Le livre d'un « parcours d'hésitation ». Hésitation face à l'architecture d'un texte, face à différents pistes de récits. Où commence le récit, la vie, où s'arrête l'amour, comment dire la passion lorsqu'elle ne projette plus que ses ombres ?
« Mais comment agencer tout cela : que l'amour c'est de l'écriture vécue, que l'écriture c'est de l'amour écrit ? ».
Livre également des certitudes. Pas de désincarnation, pas de sentimentalisme, pas de rêve, pas d'imaginaire. le réel ! J'ai vu. L'image. S'y replonger.

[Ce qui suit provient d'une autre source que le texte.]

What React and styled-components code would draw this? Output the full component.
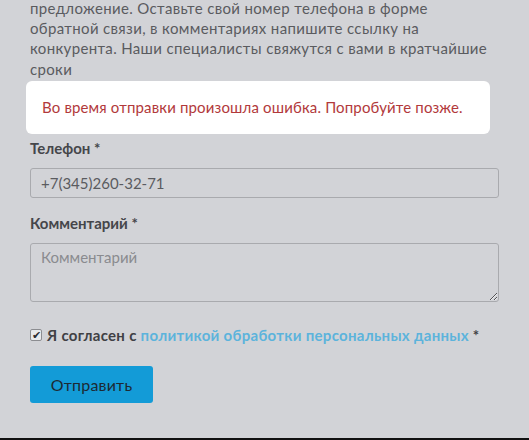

« Commencer un livre, c'est sentir le monde autour de moi, et moi comme dissoute, acceptant de me dissoudre, pour comprendre et rendre la complexité du monde ».
Intégration, et non extraction.
Qui d'ailleurs chez
Annie Ernaux « n'empêche pas le visionnaire ».
Des pistes, dessinées sur des temps longs. La réalité, des faits, des corps, des objets.
« Ce qu'un autre aurait fait aussi bien que toi, ne le dis pas – aussi bien écrit que toi, ne l'écris pas. Ne t'attache en toi qu'à ce que tu sens qui n'est nulle part ailleurs qu'en toi-même. »
Gide.
On connaît la source et on connaît l'océan. Solitude également de cette recherche. Dialogue incessant avec soi même. Aucune place n'est fait à la tentation de séduction du lecteur. le risque donc, ça passera ou cela cassera peut être. « Il y a une chose que je sait par dessus tout, c'est que je peux écrire dangereusement. » .
« tout mon effort tend à faire de la littérature qui n'en soit pas. » .
C'est en saisissant la réalité extérieure, notamment celle des objets, en chassant des images fantômes de ces objets, que l'on peut saisir sa réalité intérieure.
Focus, distance, grand angle, éclairage, temps d'exposition, durée, place, champ de vision : l'écriture d'
Annie Ernaux est photographique, radiographiques.
Visionnaire, réactivant la parole et les corps soumis à l'invisibilité des regards.
L'atelier noir, c'est la chambre noire, là où se révèle et se développe une écriture.
Ce livre doit être reçu comme un don fait au lecteur. Rare sont ces moments de partage.
Rien n'obligeait
Annie Ernaux à nous inviter dans son atelier. C'est donc un privilège.